The primary problem is two fold. First, the political separation of the union impedes the European Union’s ability to maintain a consistent monetary/fiscal policy.
Second, the European union is “missing” the structure to support individual countries in times of economic recession.
The result is that individual economies are unable to quickly respond to regional economic changes (ie bubbles).
Because of it’s minimal size, the EU can sufficiently deal with the problems of Greece with minimal long term risk. However, the real concern is how the imminent economic issues in Spain will effect the EU and long term policies.
The natural resolution will be a common government to match their common currency, but that’s not currently a viable political option.
Ed:
If China can not export a lot to EU, then it would buy a lot from Brazil either.
I am getting tired of Greece. EU should just expel Greece, let Greece take care of the mess of its own making and keep EU in tact. Remember during the early years, Greece could not get into EU because it could not meet the EU “standard”. It barely squeezed in years later.

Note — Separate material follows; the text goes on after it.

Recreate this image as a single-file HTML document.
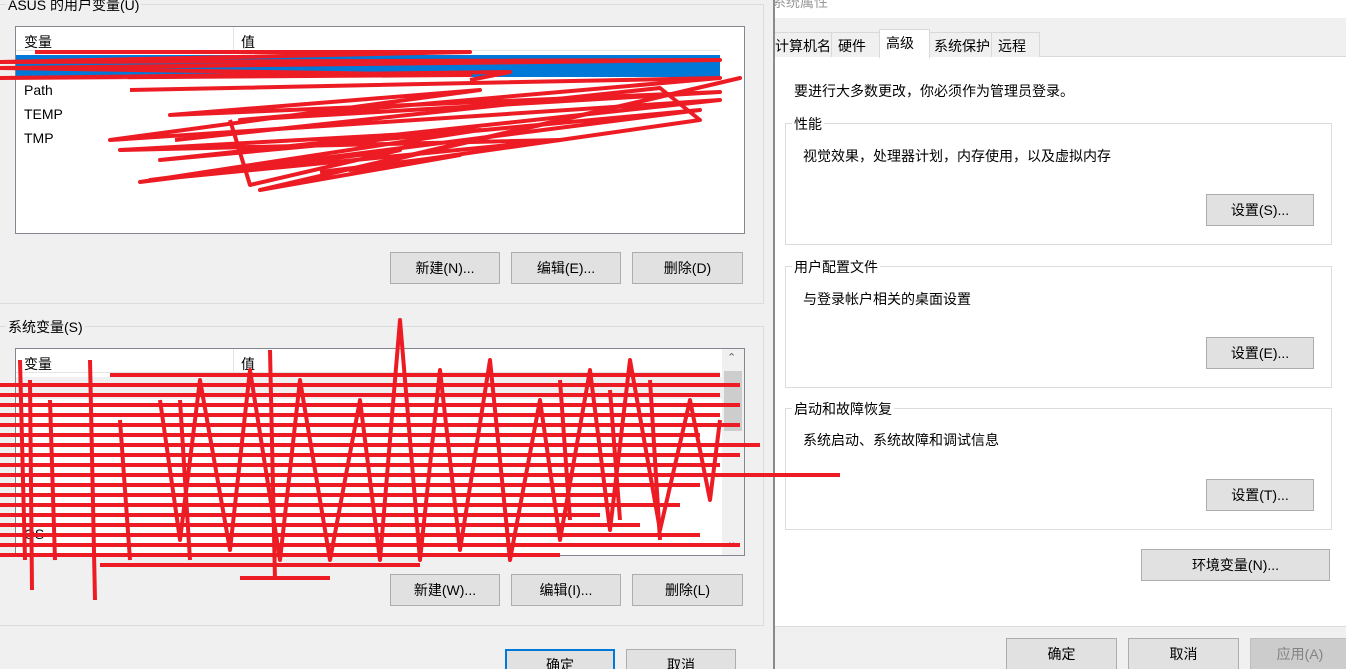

Maybe Greece never belong to EU. This also put a stop on EU’s (even NATO’s) east-ward expansion.
Jim,
Just looking at China and Brazil, the falling euro stands to have more of a negative impact on China, since 20% of China’s exports go to the EU. In Brazil’s favor, they don’t have that big a concentration in any one trading partner.
That would mean a stronger dollar, and with Japan’s unexpected surprise in 4Q GDP growth… this may put serious pressure on the global carry trade. :/
Jim,
With the potential problems within the European Union related to the PIIGS nation debt problems and the potential fall of the Euro. What do you think of investing in Swiss markets? Would they be seen as a potential safe haven?